◆ To do: Calculate how many lines in the following records hold the word "styles", and report that number without comment.

◆ Data rows:
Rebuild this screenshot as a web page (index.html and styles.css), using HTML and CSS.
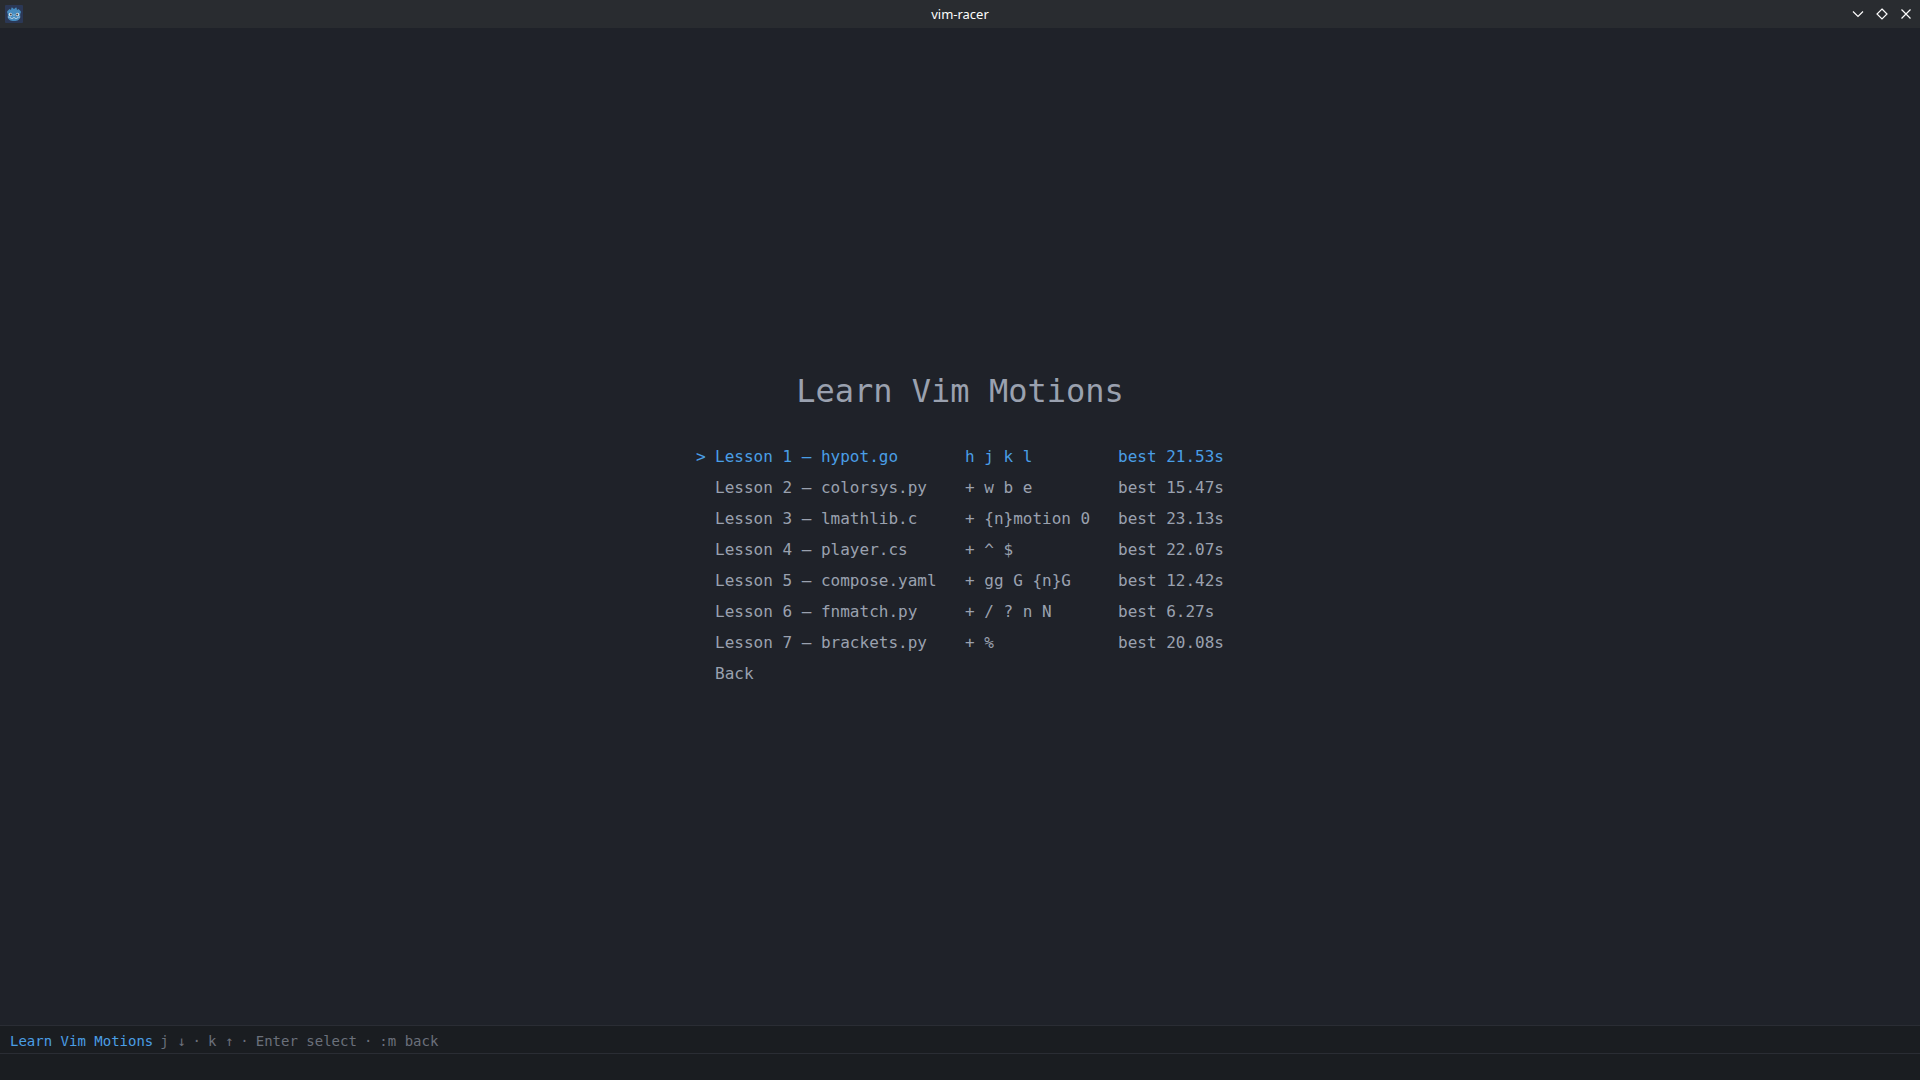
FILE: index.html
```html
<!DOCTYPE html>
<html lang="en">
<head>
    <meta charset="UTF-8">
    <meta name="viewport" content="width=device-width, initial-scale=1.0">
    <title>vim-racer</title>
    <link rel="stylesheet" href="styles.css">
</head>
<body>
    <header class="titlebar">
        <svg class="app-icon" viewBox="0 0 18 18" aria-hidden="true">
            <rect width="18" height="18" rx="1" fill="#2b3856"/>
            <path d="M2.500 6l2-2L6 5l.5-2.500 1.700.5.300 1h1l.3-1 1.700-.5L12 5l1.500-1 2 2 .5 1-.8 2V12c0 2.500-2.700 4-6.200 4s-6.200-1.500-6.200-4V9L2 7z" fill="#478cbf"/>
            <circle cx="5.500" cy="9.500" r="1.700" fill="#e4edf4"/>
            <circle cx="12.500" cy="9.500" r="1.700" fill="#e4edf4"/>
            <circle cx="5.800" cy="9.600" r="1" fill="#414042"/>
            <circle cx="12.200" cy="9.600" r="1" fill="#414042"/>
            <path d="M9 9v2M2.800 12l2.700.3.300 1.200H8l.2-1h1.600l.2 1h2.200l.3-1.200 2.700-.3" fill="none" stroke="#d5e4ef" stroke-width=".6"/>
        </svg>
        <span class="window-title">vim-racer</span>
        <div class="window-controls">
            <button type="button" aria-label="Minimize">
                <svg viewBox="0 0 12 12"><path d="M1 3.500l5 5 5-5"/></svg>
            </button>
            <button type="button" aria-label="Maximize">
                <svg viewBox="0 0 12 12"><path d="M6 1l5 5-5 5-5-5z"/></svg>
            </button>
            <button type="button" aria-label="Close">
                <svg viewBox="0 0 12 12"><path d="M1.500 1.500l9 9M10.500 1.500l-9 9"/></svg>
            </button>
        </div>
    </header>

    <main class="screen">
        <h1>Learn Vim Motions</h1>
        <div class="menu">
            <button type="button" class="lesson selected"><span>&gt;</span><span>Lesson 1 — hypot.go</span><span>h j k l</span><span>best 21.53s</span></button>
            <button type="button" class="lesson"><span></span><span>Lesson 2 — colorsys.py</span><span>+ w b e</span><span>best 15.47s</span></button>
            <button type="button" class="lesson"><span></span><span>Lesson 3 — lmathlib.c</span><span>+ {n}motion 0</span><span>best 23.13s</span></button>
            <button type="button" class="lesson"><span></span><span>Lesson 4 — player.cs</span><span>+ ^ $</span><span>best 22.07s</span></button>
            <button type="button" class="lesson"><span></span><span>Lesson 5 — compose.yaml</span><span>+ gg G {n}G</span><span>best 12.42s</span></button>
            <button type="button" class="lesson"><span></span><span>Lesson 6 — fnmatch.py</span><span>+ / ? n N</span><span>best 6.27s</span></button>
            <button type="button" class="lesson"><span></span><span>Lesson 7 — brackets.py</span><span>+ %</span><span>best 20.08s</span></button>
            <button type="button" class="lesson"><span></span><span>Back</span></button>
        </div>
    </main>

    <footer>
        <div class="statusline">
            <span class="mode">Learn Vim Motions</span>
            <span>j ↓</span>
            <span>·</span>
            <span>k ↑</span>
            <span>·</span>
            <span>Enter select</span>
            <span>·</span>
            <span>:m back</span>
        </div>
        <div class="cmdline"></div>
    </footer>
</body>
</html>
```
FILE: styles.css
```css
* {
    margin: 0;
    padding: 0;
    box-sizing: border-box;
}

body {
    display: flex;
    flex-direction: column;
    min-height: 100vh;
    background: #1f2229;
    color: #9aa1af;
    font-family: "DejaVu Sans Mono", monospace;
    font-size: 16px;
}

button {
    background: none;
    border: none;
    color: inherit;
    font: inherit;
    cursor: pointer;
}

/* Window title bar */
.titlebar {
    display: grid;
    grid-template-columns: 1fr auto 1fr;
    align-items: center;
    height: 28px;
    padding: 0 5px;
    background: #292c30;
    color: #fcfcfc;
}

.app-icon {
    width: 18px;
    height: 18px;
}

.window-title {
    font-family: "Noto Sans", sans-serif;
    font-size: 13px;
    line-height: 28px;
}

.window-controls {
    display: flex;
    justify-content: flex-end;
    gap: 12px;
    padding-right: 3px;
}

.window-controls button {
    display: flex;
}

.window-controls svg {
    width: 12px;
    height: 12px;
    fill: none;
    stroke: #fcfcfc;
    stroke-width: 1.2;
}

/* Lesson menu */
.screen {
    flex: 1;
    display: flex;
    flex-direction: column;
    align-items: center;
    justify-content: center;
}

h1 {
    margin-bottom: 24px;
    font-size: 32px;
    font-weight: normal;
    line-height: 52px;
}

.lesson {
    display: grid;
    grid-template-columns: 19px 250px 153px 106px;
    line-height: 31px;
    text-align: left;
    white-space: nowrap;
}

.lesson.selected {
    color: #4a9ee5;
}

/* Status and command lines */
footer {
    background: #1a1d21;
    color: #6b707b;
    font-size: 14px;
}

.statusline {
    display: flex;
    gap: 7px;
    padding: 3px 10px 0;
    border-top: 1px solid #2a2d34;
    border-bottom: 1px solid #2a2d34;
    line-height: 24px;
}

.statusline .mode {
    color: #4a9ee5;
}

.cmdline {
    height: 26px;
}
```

---

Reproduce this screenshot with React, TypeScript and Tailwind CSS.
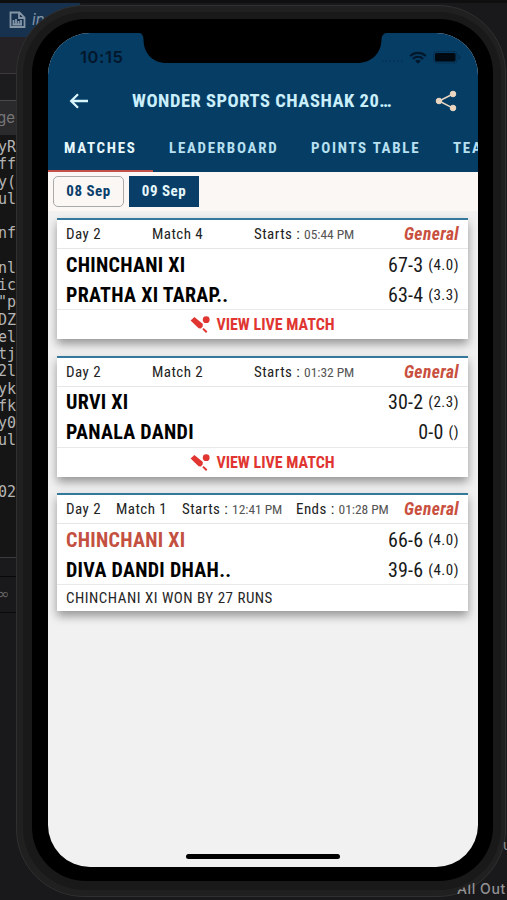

◆ Answer to the exercise: 3